In full and without alteration, repeat the material.

________________________

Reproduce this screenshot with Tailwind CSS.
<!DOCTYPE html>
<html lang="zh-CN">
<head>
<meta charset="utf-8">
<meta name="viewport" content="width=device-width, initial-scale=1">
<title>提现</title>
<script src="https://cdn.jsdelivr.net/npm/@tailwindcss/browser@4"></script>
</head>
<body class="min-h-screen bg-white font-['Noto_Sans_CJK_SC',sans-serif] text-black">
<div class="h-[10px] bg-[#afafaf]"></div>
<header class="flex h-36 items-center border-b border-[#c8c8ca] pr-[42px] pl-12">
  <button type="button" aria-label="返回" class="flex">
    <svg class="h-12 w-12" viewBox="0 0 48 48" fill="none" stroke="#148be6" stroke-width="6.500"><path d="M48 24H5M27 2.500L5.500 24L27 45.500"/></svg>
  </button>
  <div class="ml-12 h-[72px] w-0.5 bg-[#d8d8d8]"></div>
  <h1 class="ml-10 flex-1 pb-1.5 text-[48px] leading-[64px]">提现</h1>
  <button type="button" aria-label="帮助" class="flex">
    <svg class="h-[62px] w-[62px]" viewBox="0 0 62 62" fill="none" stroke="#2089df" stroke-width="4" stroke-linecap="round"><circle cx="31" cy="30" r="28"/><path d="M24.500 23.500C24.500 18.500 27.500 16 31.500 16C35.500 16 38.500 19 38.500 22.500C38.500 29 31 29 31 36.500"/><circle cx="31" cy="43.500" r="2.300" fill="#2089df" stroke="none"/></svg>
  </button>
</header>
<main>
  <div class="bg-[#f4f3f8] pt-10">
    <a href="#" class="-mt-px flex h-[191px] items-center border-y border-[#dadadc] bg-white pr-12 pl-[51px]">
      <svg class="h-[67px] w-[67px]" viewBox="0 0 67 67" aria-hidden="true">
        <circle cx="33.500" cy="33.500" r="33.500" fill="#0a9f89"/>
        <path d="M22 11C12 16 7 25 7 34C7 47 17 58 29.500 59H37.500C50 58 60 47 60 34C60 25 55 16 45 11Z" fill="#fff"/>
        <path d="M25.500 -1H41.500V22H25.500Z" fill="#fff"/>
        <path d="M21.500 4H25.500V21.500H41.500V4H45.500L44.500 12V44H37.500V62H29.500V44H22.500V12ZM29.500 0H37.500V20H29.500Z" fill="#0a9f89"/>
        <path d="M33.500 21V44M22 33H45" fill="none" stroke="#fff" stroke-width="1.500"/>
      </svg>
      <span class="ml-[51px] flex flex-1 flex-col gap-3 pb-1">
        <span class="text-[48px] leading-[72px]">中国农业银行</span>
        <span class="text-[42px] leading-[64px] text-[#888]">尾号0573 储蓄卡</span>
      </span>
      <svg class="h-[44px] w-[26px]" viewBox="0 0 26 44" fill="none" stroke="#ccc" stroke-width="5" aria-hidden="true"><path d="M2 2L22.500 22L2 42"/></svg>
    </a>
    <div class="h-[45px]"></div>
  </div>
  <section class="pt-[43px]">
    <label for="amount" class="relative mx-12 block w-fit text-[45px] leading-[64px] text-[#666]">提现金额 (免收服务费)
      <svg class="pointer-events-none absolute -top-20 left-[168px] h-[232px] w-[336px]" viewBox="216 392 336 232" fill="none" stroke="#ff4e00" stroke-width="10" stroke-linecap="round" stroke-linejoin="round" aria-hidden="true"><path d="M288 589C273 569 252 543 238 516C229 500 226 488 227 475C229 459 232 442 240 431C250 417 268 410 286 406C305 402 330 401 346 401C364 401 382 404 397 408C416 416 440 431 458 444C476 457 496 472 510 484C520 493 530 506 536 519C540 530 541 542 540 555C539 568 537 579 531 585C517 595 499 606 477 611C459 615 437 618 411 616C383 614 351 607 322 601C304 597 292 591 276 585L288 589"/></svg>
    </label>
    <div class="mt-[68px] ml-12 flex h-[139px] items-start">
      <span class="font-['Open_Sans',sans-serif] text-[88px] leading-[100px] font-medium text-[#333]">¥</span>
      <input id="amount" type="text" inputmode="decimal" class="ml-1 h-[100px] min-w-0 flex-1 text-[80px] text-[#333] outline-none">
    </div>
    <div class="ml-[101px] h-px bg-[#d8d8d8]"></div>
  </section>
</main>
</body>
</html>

________________________

#### Finished answer
Reproduce this screenshot with Tailwind CSS.
<!DOCTYPE html>
<html lang="zh-CN">
<head>
<meta charset="utf-8">
<meta name="viewport" content="width=device-width, initial-scale=1">
<title>提现</title>
<script src="https://cdn.jsdelivr.net/npm/@tailwindcss/browser@4"></script>
</head>
<body class="min-h-screen bg-white font-['Noto_Sans_CJK_SC',sans-serif] text-black">
<div class="h-[10px] bg-[#afafaf]"></div>
<header class="flex h-36 items-center border-b border-[#c8c8ca] pr-[42px] pl-12">
  <button type="button" aria-label="返回" class="flex">
    <svg class="h-12 w-12" viewBox="0 0 48 48" fill="none" stroke="#148be6" stroke-width="6.500"><path d="M48 24H5M27 2.500L5.500 24L27 45.500"/></svg>
  </button>
  <div class="ml-12 h-[72px] w-0.5 bg-[#d8d8d8]"></div>
  <h1 class="ml-10 flex-1 pb-1.5 text-[48px] leading-[64px]">提现</h1>
  <button type="button" aria-label="帮助" class="flex">
    <svg class="h-[62px] w-[62px]" viewBox="0 0 62 62" fill="none" stroke="#2089df" stroke-width="4" stroke-linecap="round"><circle cx="31" cy="30" r="28"/><path d="M24.500 23.500C24.500 18.500 27.500 16 31.500 16C35.500 16 38.500 19 38.500 22.500C38.500 29 31 29 31 36.500"/><circle cx="31" cy="43.500" r="2.300" fill="#2089df" stroke="none"/></svg>
  </button>
</header>
<main>
  <div class="bg-[#f4f3f8] pt-10">
    <a href="#" class="-mt-px flex h-[191px] items-center border-y border-[#dadadc] bg-white pr-12 pl-[51px]">
      <svg class="h-[67px] w-[67px]" viewBox="0 0 67 67" aria-hidden="true">
        <circle cx="33.500" cy="33.500" r="33.500" fill="#0a9f89"/>
        <path d="M22 11C12 16 7 25 7 34C7 47 17 58 29.500 59H37.500C50 58 60 47 60 34C60 25 55 16 45 11Z" fill="#fff"/>
        <path d="M25.500 -1H41.500V22H25.500Z" fill="#fff"/>
        <path d="M21.500 4H25.500V21.500H41.500V4H45.500L44.500 12V44H37.500V62H29.500V44H22.500V12ZM29.500 0H37.500V20H29.500Z" fill="#0a9f89"/>
        <path d="M33.500 21V44M22 33H45" fill="none" stroke="#fff" stroke-width="1.500"/>
      </svg>
      <span class="ml-[51px] flex flex-1 flex-col gap-3 pb-1">
        <span class="text-[48px] leading-[72px]">中国农业银行</span>
        <span class="text-[42px] leading-[64px] text-[#888]">尾号0573 储蓄卡</span>
      </span>
      <svg class="h-[44px] w-[26px]" viewBox="0 0 26 44" fill="none" stroke="#ccc" stroke-width="5" aria-hidden="true"><path d="M2 2L22.500 22L2 42"/></svg>
    </a>
    <div class="h-[45px]"></div>
  </div>
  <section class="pt-[43px]">
    <label for="amount" class="relative mx-12 block w-fit text-[45px] leading-[64px] text-[#666]">提现金额 (免收服务费)
      <svg class="pointer-events-none absolute -top-20 left-[168px] h-[232px] w-[336px]" viewBox="216 392 336 232" fill="none" stroke="#ff4e00" stroke-width="10" stroke-linecap="round" stroke-linejoin="round" aria-hidden="true"><path d="M288 589C273 569 252 543 238 516C229 500 226 488 227 475C229 459 232 442 240 431C250 417 268 410 286 406C305 402 330 401 346 401C364 401 382 404 397 408C416 416 440 431 458 444C476 457 496 472 510 484C520 493 530 506 536 519C540 530 541 542 540 555C539 568 537 579 531 585C517 595 499 606 477 611C459 615 437 618 411 616C383 614 351 607 322 601C304 597 292 591 276 585L288 589"/></svg>
    </label>
    <div class="mt-[68px] ml-12 flex h-[139px] items-start">
      <span class="font-['Open_Sans',sans-serif] text-[88px] leading-[100px] font-medium text-[#333]">¥</span>
      <input id="amount" type="text" inputmode="decimal" class="ml-1 h-[100px] min-w-0 flex-1 text-[80px] text-[#333] outline-none">
    </div>
    <div class="ml-[101px] h-px bg-[#d8d8d8]"></div>
  </section>
</main>
</body>
</html>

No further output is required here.